Supporting tissue consists of epidemics true or false if false give reason
Answers
Answer:
False
Explanation:
Supporting Tissues
The development of stable supporting elements has been an important prerequisite for the evolution of large terrestrial organisms. Animals have endo- or exoskeletons that correspond in function to the woody stems or trunks of plants. The architectural design of the plant's body of vegetation is very complex. Thin petioles carry heavy and flat laminas, stems support leaves, flowers and fruits. All plant organs are exposed to mechanical strains. Organs above ground follow the wind's drift. Their high elasticity lets them either return to their original position, or it makes them swing around an imaginative axis. Trunks are stable enough to resist the wind's pulling. They withstand pressure and are inflexible, although their projecting treetops provide the wind with a large target. The wind makes the upper plant organs and the trunk act like a lever, a large part of the force is hence exerted onto the roots, that anchor the plant in the soil. Other functions of the root are water and nutriment uptake.
The strength of tissues protects also against enemies. The hard shell of many seeds prevents a chewing to pieces or puncturing by animals and avoids that parasites like fungi or bacteria force their way into them.
The preceding topic mentioned the high water-content of plant cells that lends a high tension to plant tissues and is caused by the turgor. It supplies plant tissues with a certain stability. Its actual importance is seen best in wilting leaves or flowers after their water supply has been stopped. Extensive specialized supporting tissues exist only in vascular plants. Despite the existence of huge marine brown algae (seaweeds, like Macrocystis, Laminaria), not a single terrestrial alga, whose thallus raises more than a few cell layers above ground, is known. Vascular plants have up to three types of supporting tissue:
The collenchyma, a tissue of living cells,
the sclerenchyma, a tissue of nearly always dead cells, and
the vascular tissue consisting of both living and dead cells. It is responsible for the transport and dispersal of water, nutriments and assimilates.
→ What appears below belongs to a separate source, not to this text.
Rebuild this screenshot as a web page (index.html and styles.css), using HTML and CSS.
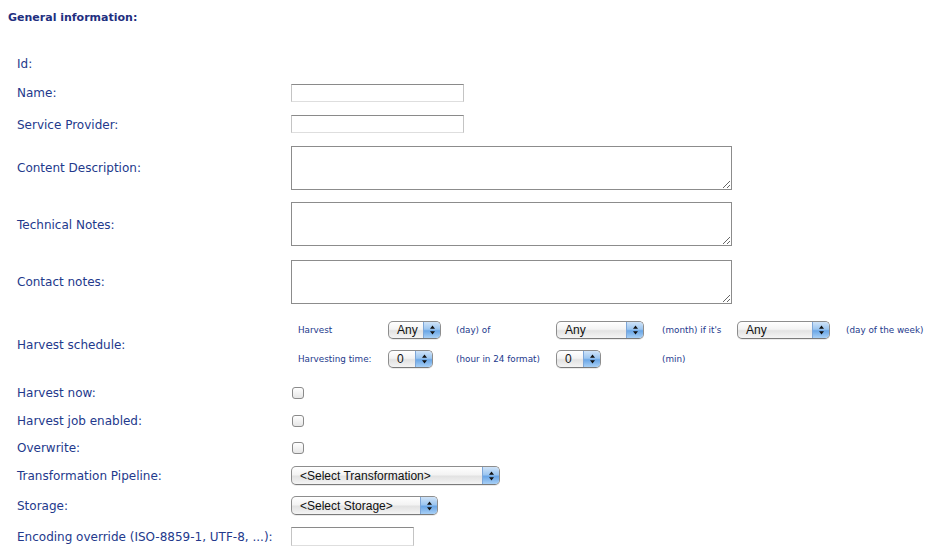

All three types are reviewed below.
The larger a vessel plant is, the higher is its content of dead cells. Dead cells are exceptions among bryophytes, but very common in flowering plants. They are usually elongated (prosenchymatous) cells, in parallel to the axis of the respective organ and often combined in sheaves, the fibres. The botanist H. v. MOHL from Tübingen recognized already in the 30th of the 19th century that all these fibres spring from normal, living cells.
Supporting tissues reside generally in the periphery of plant organs. If the cells are combined in layers, tubes, whose stability is much greater than that of sticks of the same diameter are formed. The supporting tissues of ribbed or edged stems are concentrated in these ribs or edges. In submerse living vascular plants, the supporting tissue is reduced to a minimum.